Stated exercise: Leave out the pictures and repeat the data exactly.

Source excerpt:
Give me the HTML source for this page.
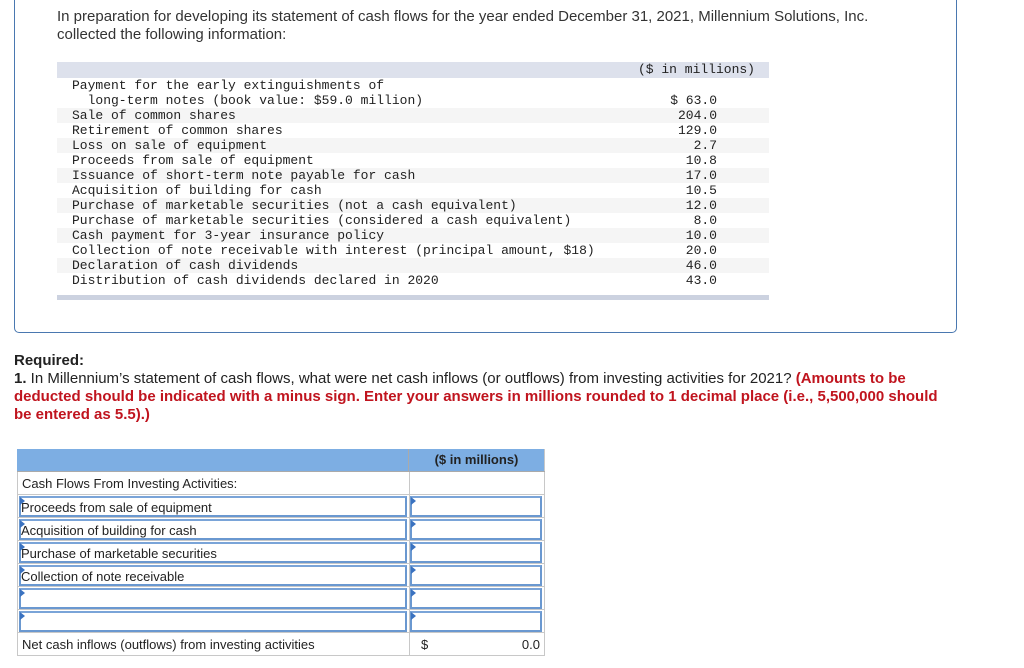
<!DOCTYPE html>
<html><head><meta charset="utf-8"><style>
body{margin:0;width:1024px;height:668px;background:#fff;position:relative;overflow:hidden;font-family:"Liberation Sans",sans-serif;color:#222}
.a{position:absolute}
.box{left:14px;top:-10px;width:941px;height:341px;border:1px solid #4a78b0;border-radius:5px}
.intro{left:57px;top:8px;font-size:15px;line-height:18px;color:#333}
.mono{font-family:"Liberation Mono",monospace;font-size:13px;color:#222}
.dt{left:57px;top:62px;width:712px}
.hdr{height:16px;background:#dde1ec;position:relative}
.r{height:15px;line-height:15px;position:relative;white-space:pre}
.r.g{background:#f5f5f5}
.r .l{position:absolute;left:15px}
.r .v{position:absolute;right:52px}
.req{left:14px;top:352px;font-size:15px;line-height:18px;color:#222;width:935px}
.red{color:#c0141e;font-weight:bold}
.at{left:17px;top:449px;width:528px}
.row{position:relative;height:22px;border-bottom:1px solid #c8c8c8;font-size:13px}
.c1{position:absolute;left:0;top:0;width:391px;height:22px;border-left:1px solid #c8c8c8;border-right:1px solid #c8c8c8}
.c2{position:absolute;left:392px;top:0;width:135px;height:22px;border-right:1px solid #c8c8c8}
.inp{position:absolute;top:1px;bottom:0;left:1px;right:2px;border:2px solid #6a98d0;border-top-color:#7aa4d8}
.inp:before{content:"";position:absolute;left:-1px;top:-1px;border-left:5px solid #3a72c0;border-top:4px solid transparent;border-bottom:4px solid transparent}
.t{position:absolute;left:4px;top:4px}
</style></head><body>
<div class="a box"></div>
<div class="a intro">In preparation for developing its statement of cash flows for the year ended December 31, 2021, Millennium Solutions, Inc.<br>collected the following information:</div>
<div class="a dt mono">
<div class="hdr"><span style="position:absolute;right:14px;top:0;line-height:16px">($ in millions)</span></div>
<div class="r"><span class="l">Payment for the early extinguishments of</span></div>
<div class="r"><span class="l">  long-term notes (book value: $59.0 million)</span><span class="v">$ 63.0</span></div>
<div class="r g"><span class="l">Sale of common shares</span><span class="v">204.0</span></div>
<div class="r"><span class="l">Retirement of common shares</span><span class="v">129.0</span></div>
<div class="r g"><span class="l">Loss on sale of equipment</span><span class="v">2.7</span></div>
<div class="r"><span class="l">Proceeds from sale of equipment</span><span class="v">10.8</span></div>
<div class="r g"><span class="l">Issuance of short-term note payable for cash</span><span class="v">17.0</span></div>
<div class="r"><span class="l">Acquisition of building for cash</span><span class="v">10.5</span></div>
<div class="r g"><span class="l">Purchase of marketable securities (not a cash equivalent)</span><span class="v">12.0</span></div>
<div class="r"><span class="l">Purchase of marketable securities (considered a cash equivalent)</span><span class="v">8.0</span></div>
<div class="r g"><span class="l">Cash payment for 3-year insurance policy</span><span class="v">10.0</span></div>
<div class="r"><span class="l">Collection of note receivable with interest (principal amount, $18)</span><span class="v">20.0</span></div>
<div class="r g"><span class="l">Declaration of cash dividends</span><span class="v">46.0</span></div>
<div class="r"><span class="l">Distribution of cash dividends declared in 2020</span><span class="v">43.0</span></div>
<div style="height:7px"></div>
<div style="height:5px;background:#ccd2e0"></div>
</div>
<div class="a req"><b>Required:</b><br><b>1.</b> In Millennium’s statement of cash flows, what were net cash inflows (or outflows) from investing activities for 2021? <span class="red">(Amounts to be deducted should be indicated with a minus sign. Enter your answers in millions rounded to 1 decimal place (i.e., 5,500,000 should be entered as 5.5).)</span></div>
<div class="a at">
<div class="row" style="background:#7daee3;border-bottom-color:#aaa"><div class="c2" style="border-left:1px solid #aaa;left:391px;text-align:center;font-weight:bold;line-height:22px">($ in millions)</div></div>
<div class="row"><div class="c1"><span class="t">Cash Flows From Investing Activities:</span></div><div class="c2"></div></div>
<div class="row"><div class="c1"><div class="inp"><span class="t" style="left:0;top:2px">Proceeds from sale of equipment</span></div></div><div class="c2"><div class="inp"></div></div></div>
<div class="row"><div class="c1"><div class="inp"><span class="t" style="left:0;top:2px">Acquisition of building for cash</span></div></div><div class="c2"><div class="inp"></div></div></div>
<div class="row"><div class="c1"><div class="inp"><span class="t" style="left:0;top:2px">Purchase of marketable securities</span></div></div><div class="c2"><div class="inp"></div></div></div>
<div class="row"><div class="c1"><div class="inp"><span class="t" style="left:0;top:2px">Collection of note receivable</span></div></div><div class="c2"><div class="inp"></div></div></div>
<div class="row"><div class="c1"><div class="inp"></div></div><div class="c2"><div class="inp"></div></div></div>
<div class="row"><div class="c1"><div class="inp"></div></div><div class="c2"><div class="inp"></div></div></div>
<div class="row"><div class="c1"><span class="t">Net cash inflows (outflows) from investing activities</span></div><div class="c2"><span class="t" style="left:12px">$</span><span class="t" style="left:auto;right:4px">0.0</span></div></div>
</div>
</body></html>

Response to this exercise:
Give me the HTML source for this page.
<!DOCTYPE html>
<html><head><meta charset="utf-8"><style>
body{margin:0;width:1024px;height:668px;background:#fff;position:relative;overflow:hidden;font-family:"Liberation Sans",sans-serif;color:#222}
.a{position:absolute}
.box{left:14px;top:-10px;width:941px;height:341px;border:1px solid #4a78b0;border-radius:5px}
.intro{left:57px;top:8px;font-size:15px;line-height:18px;color:#333}
.mono{font-family:"Liberation Mono",monospace;font-size:13px;color:#222}
.dt{left:57px;top:62px;width:712px}
.hdr{height:16px;background:#dde1ec;position:relative}
.r{height:15px;line-height:15px;position:relative;white-space:pre}
.r.g{background:#f5f5f5}
.r .l{position:absolute;left:15px}
.r .v{position:absolute;right:52px}
.req{left:14px;top:352px;font-size:15px;line-height:18px;color:#222;width:935px}
.red{color:#c0141e;font-weight:bold}
.at{left:17px;top:449px;width:528px}
.row{position:relative;height:22px;border-bottom:1px solid #c8c8c8;font-size:13px}
.c1{position:absolute;left:0;top:0;width:391px;height:22px;border-left:1px solid #c8c8c8;border-right:1px solid #c8c8c8}
.c2{position:absolute;left:392px;top:0;width:135px;height:22px;border-right:1px solid #c8c8c8}
.inp{position:absolute;top:1px;bottom:0;left:1px;right:2px;border:2px solid #6a98d0;border-top-color:#7aa4d8}
.inp:before{content:"";position:absolute;left:-1px;top:-1px;border-left:5px solid #3a72c0;border-top:4px solid transparent;border-bottom:4px solid transparent}
.t{position:absolute;left:4px;top:4px}
</style></head><body>
<div class="a box"></div>
<div class="a intro">In preparation for developing its statement of cash flows for the year ended December 31, 2021, Millennium Solutions, Inc.<br>collected the following information:</div>
<div class="a dt mono">
<div class="hdr"><span style="position:absolute;right:14px;top:0;line-height:16px">($ in millions)</span></div>
<div class="r"><span class="l">Payment for the early extinguishments of</span></div>
<div class="r"><span class="l">  long-term notes (book value: $59.0 million)</span><span class="v">$ 63.0</span></div>
<div class="r g"><span class="l">Sale of common shares</span><span class="v">204.0</span></div>
<div class="r"><span class="l">Retirement of common shares</span><span class="v">129.0</span></div>
<div class="r g"><span class="l">Loss on sale of equipment</span><span class="v">2.7</span></div>
<div class="r"><span class="l">Proceeds from sale of equipment</span><span class="v">10.8</span></div>
<div class="r g"><span class="l">Issuance of short-term note payable for cash</span><span class="v">17.0</span></div>
<div class="r"><span class="l">Acquisition of building for cash</span><span class="v">10.5</span></div>
<div class="r g"><span class="l">Purchase of marketable securities (not a cash equivalent)</span><span class="v">12.0</span></div>
<div class="r"><span class="l">Purchase of marketable securities (considered a cash equivalent)</span><span class="v">8.0</span></div>
<div class="r g"><span class="l">Cash payment for 3-year insurance policy</span><span class="v">10.0</span></div>
<div class="r"><span class="l">Collection of note receivable with interest (principal amount, $18)</span><span class="v">20.0</span></div>
<div class="r g"><span class="l">Declaration of cash dividends</span><span class="v">46.0</span></div>
<div class="r"><span class="l">Distribution of cash dividends declared in 2020</span><span class="v">43.0</span></div>
<div style="height:7px"></div>
<div style="height:5px;background:#ccd2e0"></div>
</div>
<div class="a req"><b>Required:</b><br><b>1.</b> In Millennium’s statement of cash flows, what were net cash inflows (or outflows) from investing activities for 2021? <span class="red">(Amounts to be deducted should be indicated with a minus sign. Enter your answers in millions rounded to 1 decimal place (i.e., 5,500,000 should be entered as 5.5).)</span></div>
<div class="a at">
<div class="row" style="background:#7daee3;border-bottom-color:#aaa"><div class="c2" style="border-left:1px solid #aaa;left:391px;text-align:center;font-weight:bold;line-height:22px">($ in millions)</div></div>
<div class="row"><div class="c1"><span class="t">Cash Flows From Investing Activities:</span></div><div class="c2"></div></div>
<div class="row"><div class="c1"><div class="inp"><span class="t" style="left:0;top:2px">Proceeds from sale of equipment</span></div></div><div class="c2"><div class="inp"></div></div></div>
<div class="row"><div class="c1"><div class="inp"><span class="t" style="left:0;top:2px">Acquisition of building for cash</span></div></div><div class="c2"><div class="inp"></div></div></div>
<div class="row"><div class="c1"><div class="inp"><span class="t" style="left:0;top:2px">Purchase of marketable securities</span></div></div><div class="c2"><div class="inp"></div></div></div>
<div class="row"><div class="c1"><div class="inp"><span class="t" style="left:0;top:2px">Collection of note receivable</span></div></div><div class="c2"><div class="inp"></div></div></div>
<div class="row"><div class="c1"><div class="inp"></div></div><div class="c2"><div class="inp"></div></div></div>
<div class="row"><div class="c1"><div class="inp"></div></div><div class="c2"><div class="inp"></div></div></div>
<div class="row"><div class="c1"><span class="t">Net cash inflows (outflows) from investing activities</span></div><div class="c2"><span class="t" style="left:12px">$</span><span class="t" style="left:auto;right:4px">0.0</span></div></div>
</div>
</body></html>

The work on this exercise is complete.